Tout le monde sait, voit ce qui se joue sous leur yeux, et essaye de l’en sortir. Mais la difficulté face à la complexité et l’absurdité du système plein de failles  et devant les justifications minutieuses de la petite qui s’obstine à nier les problèmes et à mettre en avant sa maladresse, son secours devient presque impossible. le sentiment d’incapacité est fort et pesant.

Enfin, c’est le frère ainé que nous entendons et par qui on mesure l’ampleur du calvaire enduré.
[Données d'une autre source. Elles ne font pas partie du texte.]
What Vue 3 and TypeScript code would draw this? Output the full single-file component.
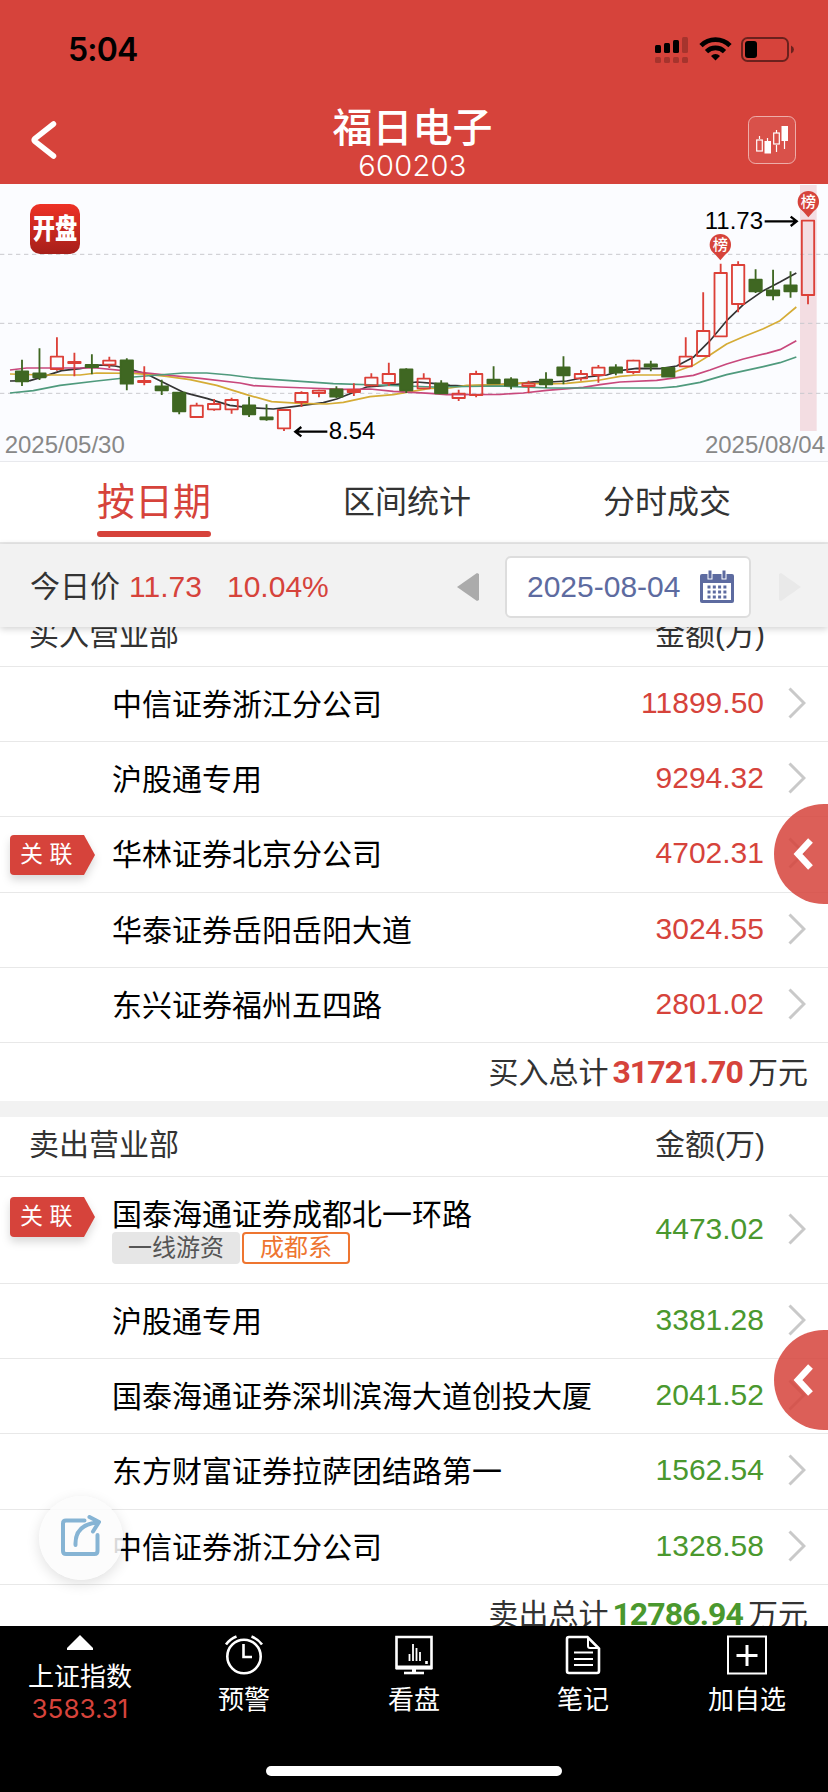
<script setup lang="ts">
interface Row {
  name: string
  amount: string
  linked?: boolean
  tags?: { text: string; kind: 'plain' | 'accent' }[]
}
interface Section {
  title: string
  kind: 'buy' | 'sell'
  totalLabel: string
  total: string
  rows: Row[]
}

const sections: Section[] = [
  {
    title: '买入营业部',
    kind: 'buy',
    totalLabel: '买入总计',
    total: '31721.70',
    rows: [
      { name: '中信证券浙江分公司', amount: '11899.50' },
      { name: '沪股通专用', amount: '9294.32' },
      { name: '华林证券北京分公司', amount: '4702.31', linked: true },
      { name: '华泰证券岳阳岳阳大道', amount: '3024.55' },
      { name: '东兴证券福州五四路', amount: '2801.02' },
    ],
  },
  {
    title: '卖出营业部',
    kind: 'sell',
    totalLabel: '卖出总计',
    total: '12786.94',
    rows: [
      {
        name: '国泰海通证券成都北一环路',
        amount: '4473.02',
        linked: true,
        tags: [
          { text: '一线游资', kind: 'plain' },
          { text: '成都系', kind: 'accent' },
        ],
      },
      { name: '沪股通专用', amount: '3381.28' },
      { name: '国泰海通证券深圳滨海大道创投大厦', amount: '2041.52' },
      { name: '东方财富证券拉萨团结路第一', amount: '1562.54' },
      { name: '中信证券浙江分公司', amount: '1328.58' },
    ],
  },
]

// direction, high, body top, body bottom, low (chart units, three per pixel)
type Bar = ['u' | 'd', number, number, number, number]
const bars: Bar[] = [
  ['d', 527, 562, 592, 606], ['d', 493, 568, 580, 588], ['u', 460, 518, 555, 560],
  ['u', 506, 534, 537, 577], ['d', 511, 543, 549, 571], ['u', 518, 530, 542, 552],
  ['d', 523, 529, 599, 619], ['u', 547, 591, 594, 604], ['d', 587, 607, 619, 633],
  ['d', 624, 626, 682, 691], ['u', 656, 665, 699, 701], ['u', 645, 660, 676, 680],
  ['u', 641, 648, 676, 689], ['d', 638, 664, 691, 699], ['d', 661, 700, 706, 710],
  ['u', 676, 678, 733, 741], ['u', 622, 627, 654, 669], ['u', 617, 620, 627, 640],
  ['d', 607, 616, 638, 642], ['u', 598, 618, 624, 636], ['u', 568, 581, 604, 607],
  ['u', 536, 570, 597, 606], ['d', 553, 556, 619, 627], ['u', 568, 584, 613, 616],
  ['d', 589, 598, 628, 630], ['u', 617, 629, 642, 651], ['u', 560, 570, 633, 640],
  ['d', 547, 587, 598, 600], ['d', 580, 586, 605, 616], ['u', 590, 599, 606, 627],
  ['d', 565, 587, 601, 612], ['d', 517, 550, 574, 601], ['u', 558, 570, 583, 590],
  ['u', 543, 551, 573, 596], ['d', 541, 550, 566, 574], ['u', 527, 530, 564, 571],
  ['d', 530, 541, 548, 562], ['d', 551, 552, 578, 579], ['u', 460, 518, 547, 549],
  ['u', 325, 441, 516, 518], ['u', 239, 267, 457, 459], ['u', 232, 243, 360, 385],
  ['d', 256, 287, 322, 327], ['d', 257, 319, 334, 349], ['d', 262, 304, 322, 341],
  ['u', 108, 110, 333, 361],
]
const candles = bars.map(([dir, high, top, bottom, low], i) => ({
  dir, high, top, bottom, low, x: 66 + i * 52.4,
}))

const averages = [
  { cls: 'ma5', points: '30,591 90,590 130,578 185,560 240,554 300,543 345,546 380,553 440,570 480,590 550,625 620,643 690,664 740,670 820,675 880,668 970,656 1010,645 1050,629 1100,609 1150,605 1200,600 1250,594 1300,598 1350,604 1400,606 1500,602 1560,598 1610,593 1650,594 1700,591 1760,579 1820,573 1865,559 1910,553 1980,554 2030,546 2080,520 2130,470 2180,410 2230,362 2290,320 2340,294 2389,267' },
  { cls: 'ma10', points: '30,570 130,573 240,573 290,567 400,568 450,572 500,577 570,587 650,604 740,632 815,653 900,658 980,660 1030,655 1110,638 1180,632 1250,620 1290,613 1350,612 1400,604 1500,602 1560,597 1640,600 1700,598 1760,592 1800,588 1860,577 1910,573 1980,573 2030,562 2080,544 2130,513 2180,480 2230,458 2290,434 2340,410 2389,369' },
  { cls: 'ma20', points: '30,558 80,552 290,552 400,563 500,573 600,583 720,597 760,605 840,609 920,612 1030,616 1110,615 1180,622 1290,628 1340,632 1500,631 1570,627 1640,619 1750,610 1800,602 1860,594 1970,589 2080,574 2130,558 2180,540 2230,525 2300,508 2340,497 2389,470' },
  { cls: 'ma30', points: '30,627 100,620 180,604 290,591 400,579 550,567 620,567 690,573 760,582 870,590 1000,599 1130,603 1300,609 1500,606 1650,612 1980,612 2030,608 2100,595 2180,572 2290,548 2340,536 2389,519' },
]
const pins = [
  { x: 2425, y: 53 },
  { x: 2161, y: 182 },
]
</script>

<template>
  <div class="screen">
    <header class="top">
      <div class="status">
        <span class="time">5:04</span>
        <svg class="status-icons" width="140" height="28" viewBox="0 0 140 28">
          <g>
            <rect x="0" y="8" width="6" height="8" rx="1.5" />
            <rect x="9" y="6" width="6" height="10" rx="1.5" />
            <rect x="18" y="3" width="6" height="13" rx="1.5" />
            <g class="dim">
              <rect x="27" y="0" width="6" height="16" rx="1.5" />
              <rect v-for="n in 4" :key="n" :x="(n - 1) * 9" y="20" width="6" height="6" rx="1.5" />
            </g>
          </g>
          <g fill="none" stroke="#000" stroke-width="4.6">
            <path d="M46 8.6 A20.5 20.5 0 0 1 75 8.6" />
            <path d="M51.5 14.6 A12.8 12.8 0 0 1 69.5 14.6" />
          </g>
          <path d="M60.5 23.5 L56 18.9 A6.5 6.5 0 0 1 65 18.9 Z" />
          <rect class="shell" x="87" y="1" width="46" height="23" rx="5.5" />
          <rect x="90" y="4" width="12" height="17" rx="3" />
          <path class="cap" d="M136 8.5 Q139 10 139 12.5 Q139 15 136 16.5 Z" />
        </svg>
      </div>
      <div class="titlebar">
        <svg class="back" width="28" height="40" viewBox="0 0 28 40">
          <path d="M24.500 4 L6 18.500 Q4.500 20 6 21.500 L24.500 36" />
        </svg>
        <div class="heading">
          <div class="stock">福日电子</div>
          <div class="code">600203</div>
        </div>
        <svg class="chart-btn" width="48" height="48" viewBox="0 0 48 48">
          <rect class="frame" x=".5" y=".5" width="47" height="47" rx="7" />
          <path class="wick" d="M11.5 20v3M19.5 22v3M28.5 14v3M28.5 29v7M36.5 24v9" />
          <rect class="hollow" x="8.7" y="24" width="5.6" height="11" />
          <rect x="16.5" y="25" width="6.5" height="12.5" class="solid" />
          <rect class="hollow" x="25.7" y="17" width="5.6" height="11" />
          <rect x="33.5" y="10" width="6.5" height="15" class="solid" />
        </svg>
      </div>
    </header>

    <section class="chart">
      <svg width="828" height="277" viewBox="0 0 2484 831">
        <defs>
          <linearGradient id="badge" x1="0" y1="0" x2="0" y2="1">
            <stop offset="0" stop-color="#ee3226" />
            <stop offset="1" stop-color="#a61f1a" />
          </linearGradient>
        </defs>
        <rect class="band" x="2400" y="3" width="50" height="738" />
        <path class="grid" d="M0 211H2484M0 418H2484M0 628H2484" />
        <polyline v-for="a in averages" :key="a.cls" :class="['avg', a.cls]" :points="a.points" />
        <g v-for="(c, i) in candles" :key="i" :class="c.dir">
          <path :d="`M${c.x} ${c.high}V${c.top}M${c.x} ${c.bottom}V${c.low}`" />
          <rect :x="c.x - 18.5" :y="c.top" width="37" :height="c.bottom - c.top" />
        </g>
        <g v-for="p in pins" :key="p.x" class="pin">
          <path :d="`M${p.x - 20} ${p.y + 24}L${p.x} ${p.y + 47}L${p.x + 20} ${p.y + 24}Z`" />
          <circle :cx="p.x" :cy="p.y" r="32" />
          <text :x="p.x" :y="p.y + 17" text-anchor="middle">榜</text>
        </g>
        <g class="arrow">
          <path d="M982 743H886M904 729L886 743L904 757" />
          <path d="M2294 112H2390M2372 98L2390 112L2372 126" />
        </g>
        <text class="mark" x="986" y="765">8.54</text>
        <text class="mark" x="2289" y="135" text-anchor="end">11.73</text>
        <text class="date" x="14" y="807">2025/05/30</text>
        <text class="date" x="2475" y="807" text-anchor="end">2025/08/04</text>
        <rect x="90" y="60" width="150" height="150" rx="30" fill="url(#badge)" />
        <text class="open" transform="translate(165 166) scale(.88 1.12)" text-anchor="middle">开盘</text>
      </svg>
    </section>

    <nav class="tabs">
      <span class="tab active">按日期</span>
      <span class="tab">区间统计</span>
      <span class="tab">分时成交</span>
    </nav>

    <div class="quote">
      <span class="label">今日价</span>
      <span class="price">11.73</span>
      <span class="change">10.04%</span>
      <svg class="prev" width="22" height="28" viewBox="0 0 22 28"><path d="M22 1V27L20 28L0 14L20 0Z" /></svg>
      <div class="picker">
        <span>2025-08-04</span>
        <svg width="34" height="34" viewBox="0 0 34 34">
          <path d="M2 4H32Q34 4 34 6V31Q34 33 32 33H2Q0 33 0 31V6Q0 4 2 4Z" fill="#5d6ba0" />
          <rect x="3" y="13" width="28" height="17" fill="#fff" />
          <rect x="8" y="0" width="4" height="9" fill="#5d6ba0" stroke="#fff" />
          <rect x="22" y="0" width="4" height="9" fill="#5d6ba0" stroke="#fff" />
          <path d="M7.5 17H28M7.5 22H28M7.5 27H28" stroke="#5d6ba0" stroke-width="3" stroke-dasharray="3 2.3" />
        </svg>
      </div>
      <svg class="next" width="22" height="28" viewBox="0 0 22 28"><path d="M0 1V27L2 28L22 14L2 0Z" /></svg>
    </div>

    <main class="list">
      <section v-for="s in sections" :key="s.kind" :class="['block', s.kind]">
        <div class="head"><span>{{ s.title }}</span><span>金额(万)</span></div>
        <div v-for="r in s.rows" :key="r.name" :class="['row', { tall: r.tags }]">
          <div class="link-col">
            <div v-if="r.linked" class="link">
              <svg width="85" height="40" viewBox="0 0 85 40"><path d="M4 0H74L85 20L74 40H4Q0 40 0 36V4Q0 0 4 0Z" /></svg>
              <span>关 联</span>
            </div>
          </div>
          <div class="info">
            <div class="name">{{ r.name }}</div>
            <div v-if="r.tags" class="tags">
              <span v-for="t in r.tags" :key="t.text" :class="['tag', t.kind]">{{ t.text }}</span>
            </div>
          </div>
          <span class="amount">{{ r.amount }}</span>
          <svg class="go" width="18" height="32" viewBox="0 0 18 32"><path d="M1.5 1.5L16 16L1.5 30.5" /></svg>
        </div>
        <div class="total">{{ s.totalLabel }}<b>{{ s.total }}</b>万元</div>
      </section>
    </main>

    <footer class="bottom">
      <div class="item index">
        <svg width="26" height="15" viewBox="0 0 26 15"><path d="M13 0L26 13V15H0V13Z" fill="#fff" /></svg>
        <span>上证指数</span>
        <span class="index-value">3583.31</span>
      </div>
      <div class="item">
        <svg width="40" height="40" viewBox="0 0 40 40">
          <circle cx="20" cy="21.5" r="16.7" />
          <path d="M19.5 9V22H28M2 9.5Q6 4 12.5 1.5M38 9.5Q34 4 27.5 1.5" />
        </svg>
        <span>预警</span>
      </div>
      <div class="item">
        <svg width="40" height="40" viewBox="0 0 40 40">
          <path d="M2.5 2H37.5V33H2.5Z" />
          <path d="M2 32.5H38" stroke-width="4" />
          <path d="M10 38H30" /><path d="M20 34V38" stroke-width="4" />
          <path d="M15.5 19V26M19 9V26M22.5 13V26M26 17V26" stroke-width="1.8" />
          <path d="M32.500 26V29" />
        </svg>
        <span>看盘</span>
      </div>
      <div class="item">
        <svg width="40" height="40" viewBox="0 0 40 40">
          <path d="M6 2H24.5L36 13.5V36Q36 38 34 38H6Q4 38 4 36V4Q4 2 6 2Z" />
          <path d="M25 2V11Q25 13 27 13H36" stroke-width="2" />
          <path d="M11 17.5H30M11 24H30M11 30H30" stroke-width="2" />
        </svg>
        <span>笔记</span>
      </div>
      <div class="item">
        <svg width="40" height="40" viewBox="0 0 40 40">
          <rect x="1" y="1.5" width="38" height="37" stroke-width="2" />
          <path d="M20 10V31M9.5 20.5H30.5" stroke-width="3" />
        </svg>
        <span>加自选</span>
      </div>
      <div class="home-bar"></div>
    </footer>

    <div v-for="n in 2" :key="n" :class="['drawer', `drawer-${n}`]">
      <svg width="22" height="32" viewBox="0 0 22 32"><path d="M18.5 2.5L6 16L18.5 29.5" /></svg>
    </div>
    <div class="share">
      <svg width="40" height="42" viewBox="0 0 40 42">
        <path d="M23.5 5.5H5Q2 5.5 2 8.5V36Q2 39 5 39H33.5Q36.5 39 36.5 36V20" />
        <path d="M14.5 30C14 17 21 9 36 7.5M28.500 2L38 7L32 16.5" />
      </svg>
    </div>
  </div>
</template>

<style>
body {
  background: #fff;
}
</style>

<style scoped>
.screen {
  position: relative;
  display: flex;
  flex-direction: column;
  width: 828px;
  height: 1792px;
  overflow: hidden;
  background: #fff;
  color: #333;
  font-family: "Liberation Sans", "Noto Sans CJK SC", sans-serif;
  font-size: 30px;
}
.screen * {
  box-sizing: border-box;
}
svg {
  display: block;
  flex: none;
}
.top {
  flex: none;
  height: 184px;
  background: #d6433b;
  color: #fff;
}
.status {
  display: flex;
  justify-content: space-between;
  height: 98px;
  padding: 37px 33px 0 68px;
}
.time {
  font: 600 32px/26px Inter, sans-serif;
  letter-spacing: -0.8px;
  color: #000;
}
.dim {
  opacity: 0.22;
}
.status-icons .shell {
  fill: none;
  stroke: #000;
  stroke-width: 2;
  opacity: 0.5;
}
.status-icons .cap {
  opacity: 0.5;
}
.titlebar {
  display: flex;
  justify-content: space-between;
  height: 86px;
  padding: 0 32px 0 29px;
}
.back {
  margin: 22px 20px 0 0;
}
.back path {
  fill: none;
  stroke: #fff;
  stroke-width: 5.5;
  stroke-linecap: round;
}
.heading {
  text-align: center;
}
.stock {
  margin-top: 5px;
  font-size: 40px;
  font-weight: 500;
  line-height: 50px;
}
.code {
  font: 300 29px/25px Inter, sans-serif;
  letter-spacing: 0.3px;
}
.chart-btn {
  margin-top: 18px;
}
.frame {
  fill: rgba(255, 255, 255, 0.08);
  stroke: rgba(255, 255, 255, 0.55);
}
.wick,
.hollow {
  fill: none;
  stroke: #fff;
  stroke-width: 1.2;
}
.solid {
  fill: #fff;
}
.chart {
  flex: none;
  height: 278px;
  background: #fbfcff;
  border-bottom: 1px solid #e8e9ed;
}
.band {
  fill: #f3dde2;
}
.grid {
  fill: none;
  stroke: #c9c9ce;
  stroke-width: 3;
  stroke-dasharray: 13 11;
}
.avg {
  fill: none;
  stroke-width: 5;
  stroke-linejoin: round;
}
.ma5 { stroke: #333; }
.ma10 { stroke: #d5ac36; }
.ma20 { stroke: #c8487c; }
.ma30 { stroke: #4f9a7d; }
.u path,
.u rect {
  fill: none;
  stroke: #dc4038;
  stroke-width: 5.5;
}
.u rect,
.d rect {
  stroke-linejoin: round;
}
.d path,
.d rect {
  fill: #3f6722;
  stroke: #3f6722;
  stroke-width: 5.5;
}
.pin path,
.pin circle {
  fill: #d6433b;
}
.pin text {
  fill: #fff;
  font-size: 46px;
  font-weight: 500;
}
.arrow path {
  fill: none;
  stroke: #000;
  stroke-width: 7;
}
.mark {
  font-size: 72px;
  fill: #000;
}
.date {
  font-size: 72px;
  fill: #888;
}
.open {
  font-size: 76px;
  font-weight: 900;
  fill: #fff;
}
.tabs {
  flex: none;
  display: flex;
  justify-content: space-between;
  align-items: flex-start;
  height: 82px;
  padding: 0 97px;
  border-bottom: 2px solid #e9e9e9;
  font-size: 32px;
}
.tab {
  height: 75px;
  line-height: 81px;
}
.active {
  position: relative;
  font-size: 38px;
  color: #d6433b;
}
.active::after {
  content: "";
  position: absolute;
  left: 0;
  right: 0;
  bottom: 0;
  height: 6px;
  border-radius: 3px;
  background: #d6433b;
}
.quote {
  flex: none;
  position: relative;
  z-index: 1;
  display: flex;
  align-items: center;
  height: 83px;
  padding: 2px 27px 0 30px;
  background: #f2f2f2;
  box-shadow: 0 2px 7px rgba(0, 0, 0, 0.18);
}
.quote > span {
  line-height: 40px;
}
.price {
  width: 98px;
  margin-left: 9px;
  color: #d6433b;
}
.change {
  color: #d6433b;
}
.prev {
  margin-left: auto;
  fill: #ababab;
}
.picker {
  display: flex;
  align-items: center;
  justify-content: space-between;
  width: 246px;
  height: 62px;
  margin: 0 28px 0 26px;
  padding: 0 15px 0 20px;
  border: 2px solid #ddd;
  border-radius: 6px;
  background: #fff;
  color: #5d6ba0;
}
.next {
  fill: #e9e9e9;
}
.list {
  flex: none;
  height: 999px;
  overflow: hidden;
}
.block {
  margin-bottom: 16px;
  box-shadow: 0 16px 0 #f2f2f2;
}
.block:first-child {
  margin-top: -20px;
}
.head {
  display: flex;
  justify-content: space-between;
  height: 60px;
  padding: 0 63px 0 29px;
  border-bottom: 1px solid #e8e8e8;
  line-height: 56px;
}
.row {
  display: flex;
  align-items: center;
  height: 75.2px;
  padding-right: 22px;
  border-bottom: 1px solid #e8e8e8;
}
.row.tall {
  height: 107px;
}
.link-col {
  width: 112px;
  padding-left: 10px;
}
.tall .link-col {
  margin-bottom: 28px;
}
.link {
  display: grid;
  margin-top: 2px;
}
.link > * {
  grid-area: 1 / 1;
}
.link svg {
  fill: #d6433b;
  filter: drop-shadow(0 5px 4px rgba(0, 0, 0, 0.15));
}
.link span {
  position: relative;
  padding-left: 10px;
  color: #fff;
  font-size: 23px;
  line-height: 38px;
}
.info {
  flex: 1;
}
.name {
  padding-top: 2px;
  color: #000;
  line-height: 40px;
  white-space: nowrap;
}
.tall .name {
  line-height: 36px;
}
.tags {
  display: flex;
  gap: 2px;
  margin-top: -1px;
}
.tag {
  height: 32px;
  padding: 0 16px;
  border-radius: 4px;
  font-size: 24px;
  line-height: 32px;
}
.plain {
  background: #e6e6e6;
  color: #555;
}
.accent {
  border: 2px solid #ee7530;
  line-height: 28px;
  color: #ee7530;
}
.amount {
  margin-top: -2px;
  color: #d6433b;
}
.sell .amount {
  color: #4a982e;
}
.go {
  margin: -2px 0 0 24px;
}
.go path {
  fill: none;
  stroke: #c9c9c9;
  stroke-width: 3;
}
.total {
  height: 58px;
  padding-right: 20px;
  text-align: right;
  line-height: 58px;
}
.total b {
  margin: 0 5px 0 4px;
  color: #d6433b;
  font-family: Roboto, sans-serif;
  font-size: 32px;
  letter-spacing: -0.9px;
}
.sell .total b {
  color: #4a982e;
}
.bottom {
  position: relative;
  z-index: 1;
  flex: none;
  display: grid;
  grid-template-columns: 160px 168px 172px 166px 162px;
  height: 166px;
  background: #000;
  color: #fff;
  font-size: 26px;
}
.item {
  display: flex;
  flex-direction: column;
  align-items: center;
  padding-top: 9px;
}
.item svg {
  fill: none;
  stroke: #fff;
  stroke-width: 2.6;
}
.item span {
  margin-top: 7px;
  line-height: 36px;
}
.item.index svg {
  stroke: none;
}
.item.index span {
  margin-top: 9px;
}
.item.index .index-value {
  margin-top: -4px;
  color: #d6433b;
  font-family: Inter, sans-serif;
  font-weight: 400;
  font-size: 26px;
}
.home-bar {
  position: absolute;
  left: 266px;
  bottom: 16px;
  width: 296px;
  height: 10px;
  border-radius: 5px;
  background: #fff;
}
.drawer {
  position: absolute;
  right: 0;
  display: flex;
  align-items: center;
  width: 54px;
  height: 100px;
  padding-left: 18px;
  border-radius: 50px 0 0 50px;
  background: rgba(214, 67, 59, 0.85);
}
.drawer path {
  fill: none;
  stroke: #fff;
  stroke-width: 6.5;
}
.drawer-1 {
  top: 804px;
}
.drawer-2 {
  top: 1330px;
}
.share {
  position: absolute;
  left: 39px;
  top: 1496px;
  display: grid;
  place-items: center;
  width: 84px;
  height: 84px;
  border-radius: 50%;
  background: rgba(251, 251, 251, 0.86);
  box-shadow: 0 4px 14px rgba(0, 0, 0, 0.12);
}
.share svg {
  margin-top: -5px;
}
.share path {
  fill: none;
  stroke: #86b4d4;
  stroke-width: 4;
  stroke-linecap: round;
  stroke-linejoin: round;
}
</style>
« Alors on m’a demandé ce que j’imaginais qu’elle aurait pu vouloir que je fasse pour elle, s’il lui était arrivé quelque chose. Je l’ai regardé, et j’ai failli lui dire qu’elle n’aurait jamais pensé à ce que j’aurais pu faire pour elle, parce que personne n’avait jamais rien fait pour elle, et que je ne ferais rien pour elle, puisque c’était fini. Mais j’ai rien dit. » Page 117

Il m’a été vraiment difficile de reprendre mon souffle avant de l’avoir terminée car La maladroite est une histoire bien plus qu’émouvante. Poignante et évidement choquante au vue de la réalité sur laquelle elle se fonde, c’est aussi un texte très bien écrit qui dégage une puissance émotionnelle incroyable.

Ce premier roman est une des surprises de cette rentrée littéraire 2015 à saluer.